Elle ne légiférera que sur nos rapports avec autrui, ce qui constitue sa spécificité puisqu’un homme seul, tel Robinson sur son île, n’a pas besoin de morale. Car ces rapports ne sauraient être abandonnés au seul caprice individuel et à l’égoïsme qui le sous-tend la plupart du temps, comme le libéralisme nous en offre le triste spectacle. Et ni la société telle qu’elle est précisément, ni les familles telles qu’elles ne sont plus ou telles qu’elles ne sont pas du fait des inégalités socio-culturelles ou des identités religieuses, souvent rétrogrades, qui les marquent, ne sauraient y suffire  : c’est bien à l’école de la République, que tous fréquentent, de prendre le relais de ces instances en crise ou défaillantes.

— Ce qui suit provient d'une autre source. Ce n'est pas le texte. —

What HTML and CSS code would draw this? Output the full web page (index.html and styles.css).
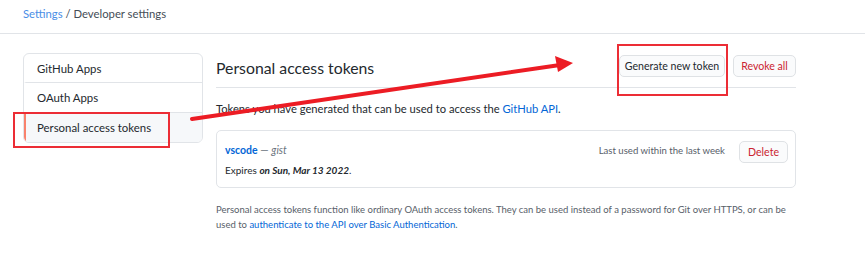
FILE: index.html
```html
<!DOCTYPE html>
<html lang="en">
<head>
    <meta charset="UTF-8">
    <title>Personal access tokens</title>
    <link rel="stylesheet" href="styles.css">
</head>
<body>
    <div class="breadcrumb">
        <a href="#">Settings</a> / Developer settings
    </div>
    <div class="layout">
        <nav class="menu">
            <a href="#" class="menu-item">GitHub Apps</a>
            <a href="#" class="menu-item">OAuth Apps</a>
            <a href="#" class="menu-item selected">Personal access tokens</a>
        </nav>
        <div class="main">
            <div class="subhead">
                <h2>Personal access tokens</h2>
                <div class="actions">
                    <button class="btn btn-generate">Generate new token</button>
                    <button class="btn btn-revoke danger">Revoke all</button>
                </div>
            </div>
            <p class="intro">Tokens you have generated that can be used to access the <a href="#">GitHub API</a>.</p>
            <div class="token-box">
                <div class="token-row">
                    <div>
                        <div class="token-name"><a href="#">vscode</a> — <em>gist</em></div>
                        <div class="token-exp">Expires <strong><em>on Sun, Mar 13 2022</em></strong>.</div>
                    </div>
                    <div class="token-meta">
                        <span class="last-used">Last used within the last week</span>
                        <button class="btn danger small">Delete</button>
                    </div>
                </div>
            </div>
            <p class="note">Personal access tokens function like ordinary OAuth access tokens. They can be used instead of a password for Git over HTTPS, or can be used to <a href="#">authenticate to the API over Basic Authentication</a>.</p>
        </div>
    </div>

    <!-- annotations drawn over the screenshot -->
    <div class="mark mark-menu"></div>
    <div class="mark mark-generate"></div>
    <svg class="arrow" width="865" height="254" viewBox="0 0 865 254">
        <line x1="192" y1="119" x2="560" y2="65" stroke="#ec1c24" stroke-width="4" stroke-linecap="round"/>
        <polygon points="573,63 555,56 558,72" fill="#ec1c24"/>
    </svg>
</body>
</html>
```

FILE: styles.css
```css
body {
    font-family: Lato, "Noto Sans", sans-serif;
    color: #24292e;
    background-color: #fff;
    margin: 0;
    padding: 0;
    position: relative;
    width: 865px;
    height: 254px;
    overflow: hidden;
}
a {
    color: #0366d6;
    text-decoration: none;
}
.breadcrumb {
    height: 34px;
    box-sizing: border-box;
    padding: 7px 0 0 23px;
    font-size: 11.3px;
    color: #444d56;
    border-bottom: 1px solid #e1e4e8;
}
.breadcrumb a {
    color: #4a8ee6;
}
.layout {
    display: flex;
    gap: 13px;
    padding: 19px 0 0 23px;
}
.menu {
    width: 180px;
    height: 90px;
    box-sizing: border-box;
    border: 1px solid #e1e4e8;
    border-radius: 6px;
    display: flex;
    flex-direction: column;
    overflow: hidden;
}
.menu-item {
    height: 30px;
    box-sizing: border-box;
    padding: 8px 0 0 11px;
    font-size: 11.4px;
    color: #24292e;
    border-bottom: 1px solid #e1e4e8;
    border-left: 2px solid transparent;
}
.menu-item:last-child {
    border-bottom: none;
}
.menu-item.selected {
    background: #f6f8fa;
    border-left-color: #f9826c;
}
.main {
    width: 580px;
}
.subhead {
    display: flex;
    justify-content: space-between;
    align-items: center;
    height: 34px;
    border-bottom: 1px solid #e1e4e8;
}
.subhead h2 {
    margin: 0;
    font-size: 15.8px;
    font-weight: 400;
    padding-bottom: 6px;
}
.actions {
    display: flex;
    gap: 8px;
    padding-bottom: 8px;
}
.btn {
    font-family: inherit;
    font-size: 10.6px;
    color: #24292e;
    background: #fafbfc;
    border: 1px solid #dfe2e5;
    border-radius: 5px;
    box-sizing: border-box;
    white-space: nowrap;
    padding: 0;
    height: 22px;
    cursor: pointer;
}
.btn-generate {
    width: 106px;
}
.btn-revoke {
    width: 63px;
}
.btn.danger {
    color: #cb2431;
}
.btn.small {
    width: 49px;
}
.intro {
    font-size: 11.2px;
    margin: 14px 0 15px;
}
.token-box {
    border: 1px solid #e1e4e8;
    border-radius: 5px;
    padding: 10px 7px 11px 8px;
}
.token-row {
    display: flex;
    justify-content: space-between;
}
.token-name {
    font-size: 10.5px;
    color: #6a737d;
    margin-top: 3px;
}
.token-name a {
    font-weight: 700;
}
.token-exp {
    font-size: 10px;
    margin-top: 8px;
}
.last-used {
    font-size: 9.6px;
    color: #586069;
    margin-top: 4px;
}
.token-meta {
    display: flex;
    align-items: flex-start;
    gap: 14px;
}
.note {
    font-size: 9.5px;
    color: #586069;
    line-height: 15px;
    margin: 14px 0 0;
}
.mark {
    position: absolute;
    border: 2px solid #ec2d35;
}
.mark-menu {
    left: 13px;
    top: 112px;
    width: 153px;
    height: 32px;
}
.mark-generate {
    left: 617px;
    top: 44px;
    width: 107px;
    height: 48px;
}
.arrow {
    position: absolute;
    left: 0;
    top: 0;
}
```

Quel doit être alors son rôle  ? D’abord de rappeler, contrairement à une mode cette fois-ci libertaire qui rejoint sans le savoir le libéralisme économique, que nous n’avons pas seulement des droits qui nous concernent, mais aussi des devoirs à l’égard des autres. En ce sens, il s’agira de susciter ou de ressusciter, par divers moyens, dont avant tout la réflexion à la fois instruite et personnelle, le sentiment de l’obligation de plus en plus absent d’une société où l’individu narcissique est roi.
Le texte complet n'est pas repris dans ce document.